Cognizant of the public’s lack of sympathy for abstraction and seeking to direct the critics away from sexualized readings of her work, O’Keeffe self-consciously began to introduce more recognizable images into her repertoire in the mid-1920s. As she wrote to the writer Sherwood Anderson in 1924, “I suppose the reason I got down to an effort to be objective is that I didn’t like the interpretations of my other things [abstractions].” O’Keeffe’s increasing shift to representational subjects, coupled with Stieglitz’s penchant for favoring the exhibition of new, previously unseen work, meant that O’Keeffe’s abstractions rarely figured in the exhibitions Stieglitz mounted of her work after 1930, with the result that her first forays into abstraction virtually disappeared from public view.



Catalogue



In addition to rethinking O'Keeffe's place in American modernism, the book that accompanied this exhibition reappraises the origin and singular character of her abstract vocabulary and the stylistic shifts which her art underwent over the span of her long career.

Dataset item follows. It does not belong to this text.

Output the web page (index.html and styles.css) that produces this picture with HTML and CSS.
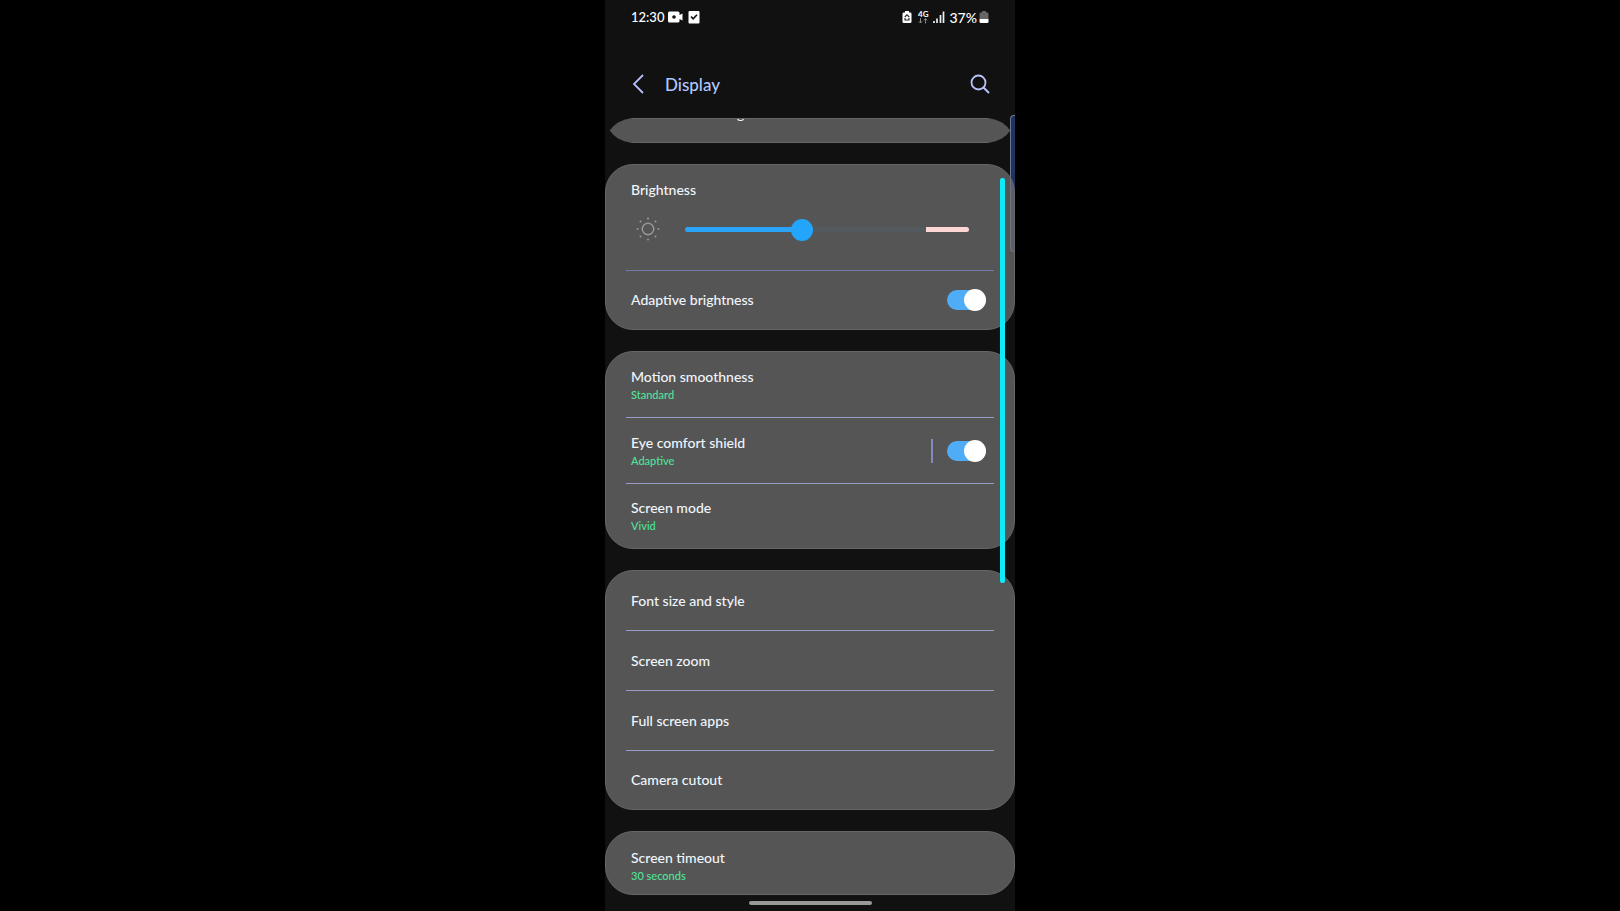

It adds significant new insight into her art and life, publishing for the first time excerpts of recently unsealed letters written by O’Keeffe to photographer and gallerist Alfred Stieglitz, whom she married in 1924. These letters, along with a contextual chronology and other primary documents referenced by the authors, offer an intimate glimpse into her creative method and intentions as an artist. Georgia O’Keeffe: Abstraction, was organized by the Whitney Museum of American Art, New York; The Phillips Collection, Washington, DC; and the Georgia O’Keeffe Museum, Santa Fe, NM.